** START **
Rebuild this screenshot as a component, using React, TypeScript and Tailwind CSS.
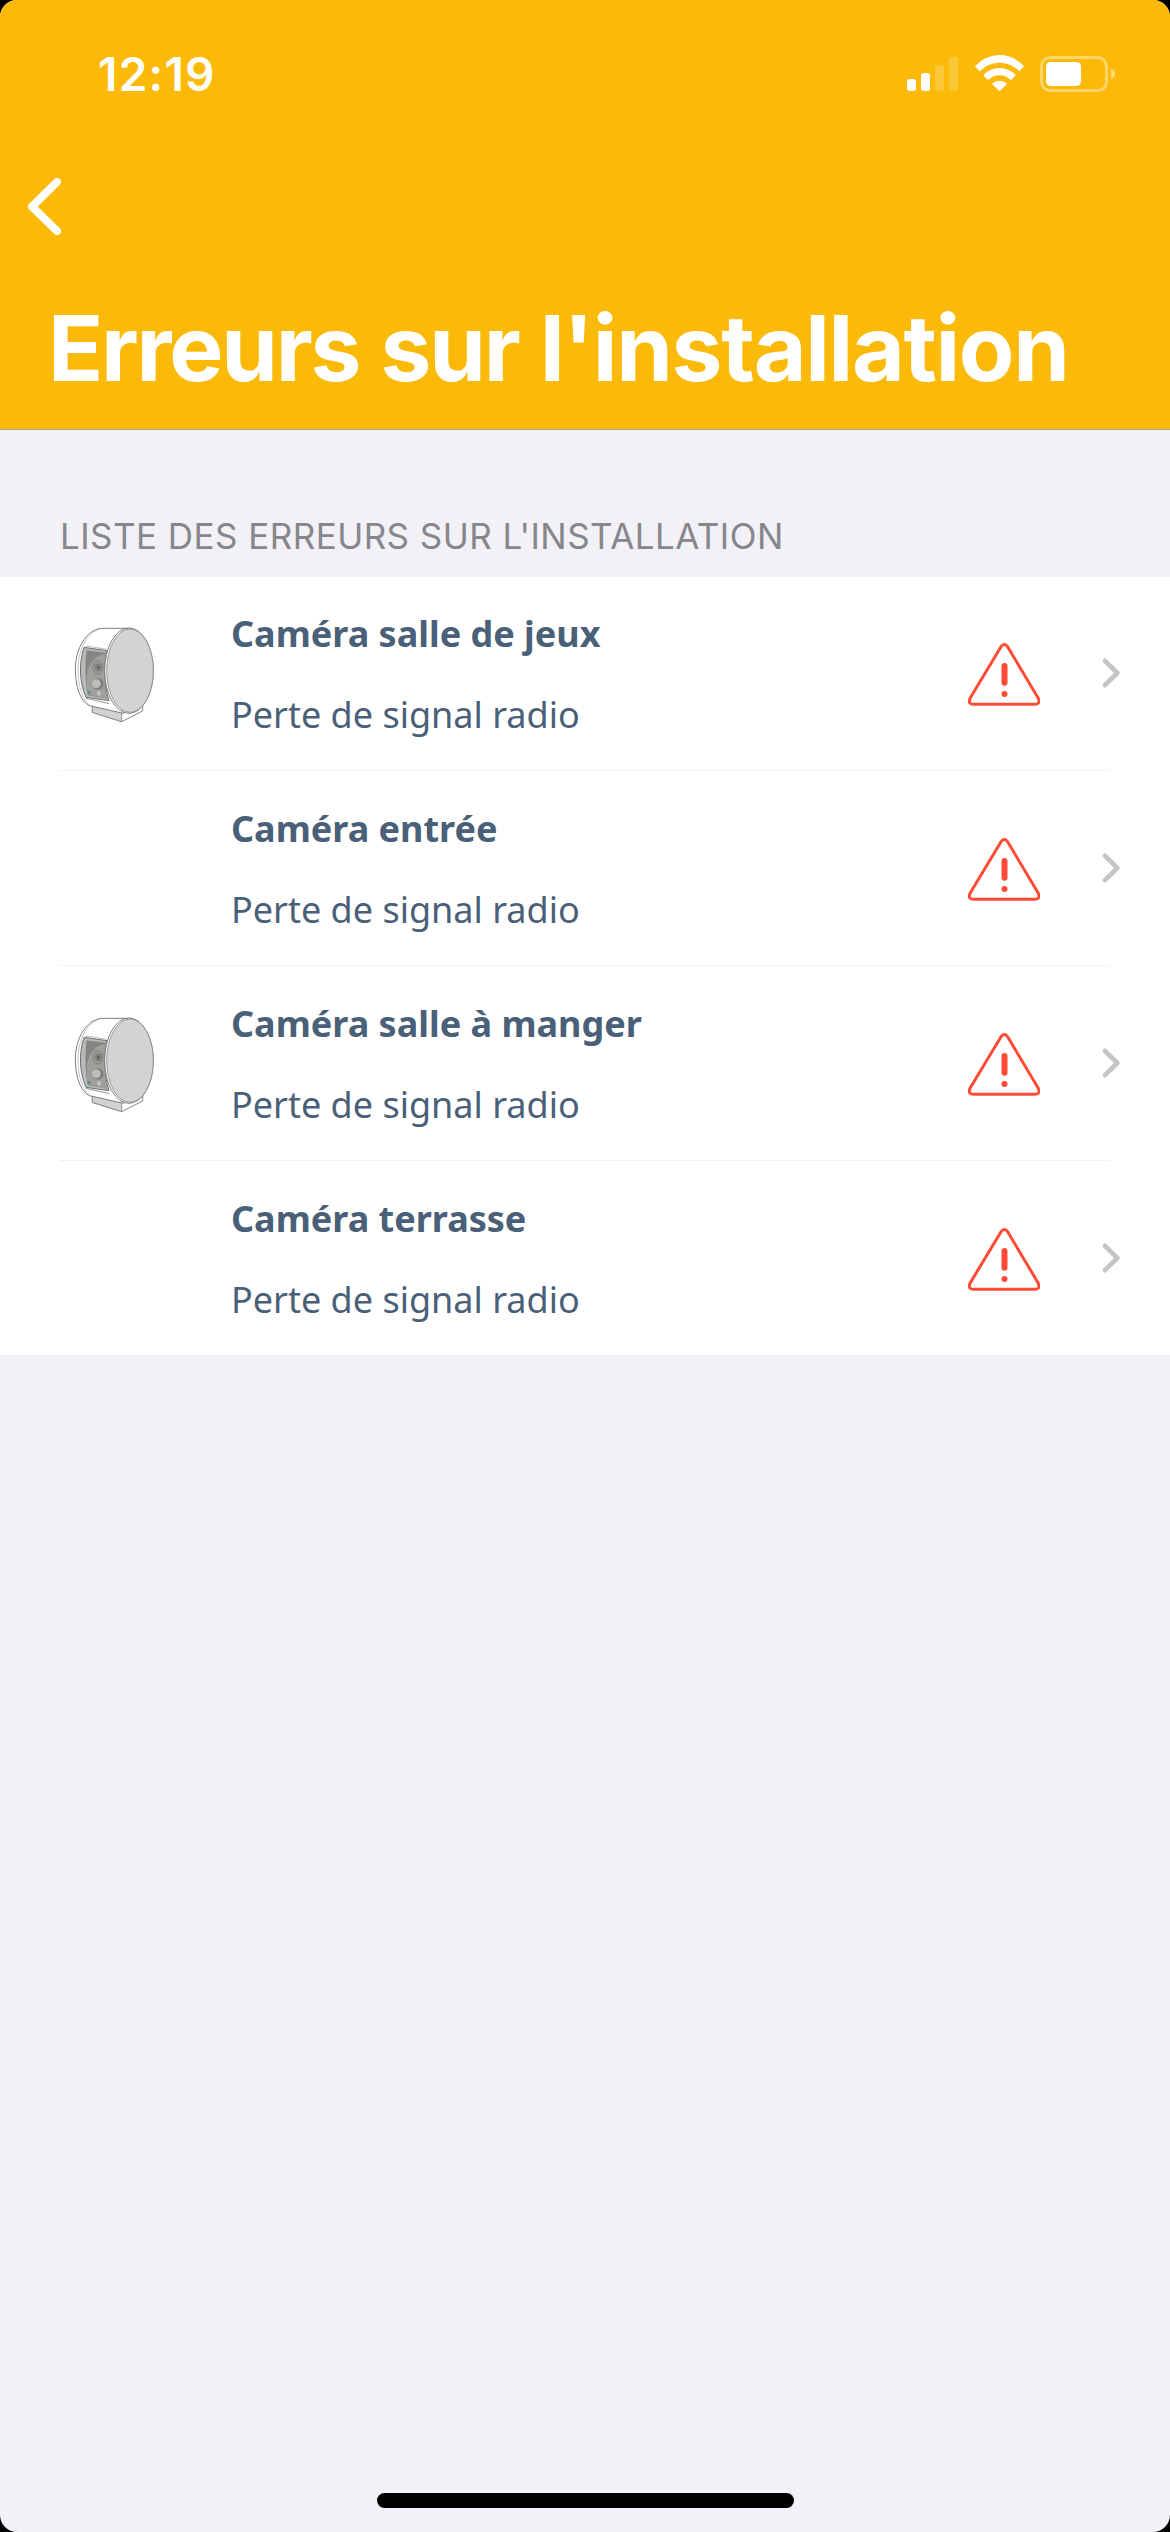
type DeviceError = { name: string; message: string; hasImage: boolean };

const errors: DeviceError[] = [
  { name: "Caméra salle de jeux", message: "Perte de signal radio", hasImage: true },
  { name: "Caméra entrée", message: "Perte de signal radio", hasImage: false },
  { name: "Caméra salle à manger", message: "Perte de signal radio", hasImage: true },
  { name: "Caméra terrasse", message: "Perte de signal radio", hasImage: false },
];

function SignalIcon() {
  return (
    <svg className="h-[36px] w-[51px]" viewBox="0 0 153 108" fill="#fff">
      <rect x="0" y="69" width="27" height="36" rx="8" />
      <rect x="42" y="51" width="27" height="54" rx="8" />
      <rect x="84" y="27" width="27" height="78" rx="8" opacity="0.2" />
      <rect x="126" y="3" width="27" height="102" rx="8" opacity="0.2" />
    </svg>
  );
}

function WifiIcon() {
  return (
    <svg className="h-[36px] w-[49px] overflow-visible" viewBox="0 0 147 108" fill="#fff">
      <path d="M1 30 Q32 -3 73.500 -3 Q115 -3 146 30 Q147 32 145 34 L134 44.500 Q132.500 45.500 131 44 Q106 20 73.500 20 Q41 20 16 44 Q14.500 45.500 13 44.500 L2 34 Q0 32 1 30 Z" />
      <path d="M26 56 Q46 36 73.500 36 Q101 36 121 56 Q122 57.500 121 59 L109 71 Q107.500 72 106 71 Q92 58 73.500 58 Q55 58 41 71 Q39.500 72 38 71 L26 59 Q25 57.500 26 56 Z" />
      <path d="M52 81.500 Q60 74 73.500 74 Q87 74 95 81.500 Q96 83 95 84.500 L75 104 Q73.500 105.500 72 104 L52 84.500 Q51 83 52 81.500 Z" />
    </svg>
  );
}

function BatteryIcon() {
  return (
    <svg className="h-[36px] w-[75px]" viewBox="0 0 225 108">
      <rect x="4.500" y="4.500" width="195" height="99" rx="26" fill="none" stroke="#fff" strokeOpacity="0.4" strokeWidth="9" />
      <rect x="18" y="18" width="105" height="72" rx="14" fill="#fff" />
      <path d="M213 38 Q225 43 225 54 Q225 65 213 70 Z" fill="#fff" fillOpacity="0.5" />
    </svg>
  );
}

function CameraImage() {
  return (
    <svg className="h-[130px] w-[120px]" viewBox="0 0 360 390" strokeLinejoin="round">
      <path d="M97 288 L97 307 L185 335 L248 303 L248 284 L185 290 Z" fill="#fff" stroke="#858585" strokeWidth="3" />
      <path d="M97 288 L185 306 L185 335 L97 307 Z" fill="#d2d2d2" stroke="#858585" strokeWidth="2.500" />
      <path
        d="M212 55 L122 55 C78 62 46 116 46 178 C46 232 62 274 88 287 L190 310 Z"
        fill="#fff"
        stroke="#7d7d7d"
        strokeWidth="3"
      />
      <path d="M122 56 C82 66 54 118 54 178 C54 226 66 266 88 285" fill="none" stroke="#a5a5a5" strokeWidth="2" />
      <path d="M72 112 L141 122 C130 160 131 222 147 272 L78 262 C58 218 56 160 72 112 Z" fill="#b9b9b7" stroke="#6e6e6e" strokeWidth="3" />
      <path d="M80 121 L138 128 C129 166 130 218 143 266 L83 256 C76 212 74 162 80 121 Z" fill="#858583" />
      <path d="M132 132 C98 138 80 172 80 206 C80 228 82 244 86 254 L142 266 C131 220 129 172 137 133 Z" fill="#9f9f9c" />
      <ellipse cx="114" cy="172" rx="15" ry="20" fill="#9b9b98" stroke="#777" strokeWidth="2.500" />
      <ellipse cx="115" cy="172" rx="9" ry="11" fill="#858583" stroke="#6e6e6e" strokeWidth="2" />
      <ellipse cx="115" cy="172" rx="4" ry="5" fill="#5f5f5d" />
      <circle cx="114" cy="222" r="17" fill="#7e7e7c" />
      <circle cx="109" cy="221" r="13" fill="#bdbdbb" />
      <ellipse cx="117" cy="250" rx="6" ry="7" fill="#c4c4c2" />
      <path d="M86 243 L92 248 L87 251 Z" fill="#1f8fae" stroke="#1f8fae" strokeWidth="2" />
      <path d="M70 121 L80 108 L140 118" fill="none" stroke="#999" strokeWidth="2" />
      <path d="M78 265 L148 281" fill="none" stroke="#7d7d7d" strokeWidth="2.500" />
      <ellipse cx="207" cy="182" rx="73" ry="128" fill="#fff" stroke="#7d7d7d" strokeWidth="3" />
      <ellipse cx="210" cy="182" rx="70" ry="125" fill="#d3d3d3" stroke="#8a8a8a" strokeWidth="2.500" />
    </svg>
  );
}

function WarningIcon() {
  return (
    <svg className="h-[63px] w-[72px]" viewBox="0 0 216 189" fill="none" stroke="#ff4b36">
      <path
        d="M100 10 Q109 -1 118 10 L210 164 Q219 184 200 184 L17 184 Q-2 184 7 164 Z"
        strokeWidth="9"
        strokeLinejoin="round"
      />
      <path d="M109.500 69 L109.500 119" strokeWidth="18" strokeLinecap="round" />
      <circle cx="109.500" cy="153" r="9" fill="#ff4b36" stroke="none" />
    </svg>
  );
}

function DisclosureIcon() {
  return (
    <svg
      className="h-[30px] w-[18px]"
      viewBox="0 0 54 90"
      fill="none"
      stroke="#c4c4c6"
      strokeWidth="14"
      strokeLinecap="round"
      strokeLinejoin="round"
    >
      <path d="M9 8.500 L46 45 L9 81.500" />
    </svg>
  );
}

function ErrorRow({ item }: { item: DeviceError }) {
  return (
    <li className="group">
      <div className="flex h-[194px] items-end pl-[60px] pr-[50px] group-first:h-[193px]">
        <div className="mb-[30px] h-[130px] w-[120px] shrink-0">{item.hasImage && <CameraImage />}</div>
        <div className="ml-[51px] flex flex-1 flex-col gap-px whitespace-nowrap pb-[15px] text-[36px] leading-[80px] text-[#4a5f78]">
          <h3 className="font-bold">{item.name}</h3>
          <p>{item.message}</p>
        </div>
        <div className="mb-[64px]">
          <WarningIcon />
        </div>
        <div className="mb-[82px] ml-[62px]">
          <DisclosureIcon />
        </div>
      </div>
      <div className="mx-[60px] h-px bg-[#f2f2f3] group-last:hidden" />
    </li>
  );
}

export default function App() {
  return (
    <div className="h-[2532px] w-[1170px] bg-black">
      <div className="flex h-full flex-col overflow-hidden rounded-[17px] bg-[#f2f1f7] font-['Noto_Sans',sans-serif]">
        <header className="h-[430px] border-b border-[#a9a5a4] bg-[#fbb909] font-['Inter',sans-serif] text-white">
          <div className="flex h-[148px] items-start justify-between pl-[98px] pr-[55px]">
            <span className="mt-[46px] text-[46px] font-semibold leading-[56px] tracking-[1.200px]">12:19</span>
            <div className="mt-[56px] flex items-center">
              <SignalIcon />
              <span className="ml-[17px]">
                <WifiIcon />
              </span>
              <span className="ml-[16px]">
                <BatteryIcon />
              </span>
            </div>
          </div>
          <button className="ml-[28px] mt-[30px] block" aria-label="Retour">
            <svg
              className="h-[57px] w-[33px]"
              viewBox="0 0 99 171"
              fill="none"
              stroke="#fff"
              strokeWidth="24"
              strokeLinecap="round"
              strokeLinejoin="round"
            >
              <path d="M87 12 L12 86 L87 159" />
            </svg>
          </button>
          <h1 className="ml-[48px] mt-[58px] whitespace-nowrap text-[91px] font-bold leading-[110px] tracking-[-1.300px] [word-spacing:1px]">
            <span className="tracking-[-2.200px]">Erreurs</span> <span className="tracking-[-2.200px]">sur</span>{" "}
            l'installation
          </h1>
        </header>
        <h2 className="h-[147px] whitespace-nowrap pl-[60px] pt-[85px] font-['Inter',sans-serif] text-[35px] leading-[42px] tracking-[0.450px] text-[#87868b]">
          LISTE DES ERREURS SUR L'INSTALLATION
        </h2>
        <ul className="bg-white">
          {errors.map((item) => (
            <ErrorRow key={item.name} item={item} />
          ))}
        </ul>
        <div className="mx-auto mb-[24px] mt-auto h-[15px] w-[417px] rounded-full bg-black" />
      </div>
    </div>
  );
}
** END **
* **Set exercise**: Every line from the start of the listing above through the line with "string; message: string;" should be repeated exactly; skip the pictures and add nothing else.

* **Result of the exercise**:
Rebuild this screenshot as a component, using React, TypeScript and Tailwind CSS.
type DeviceError = { name: string; message: string; hasImage: boolean };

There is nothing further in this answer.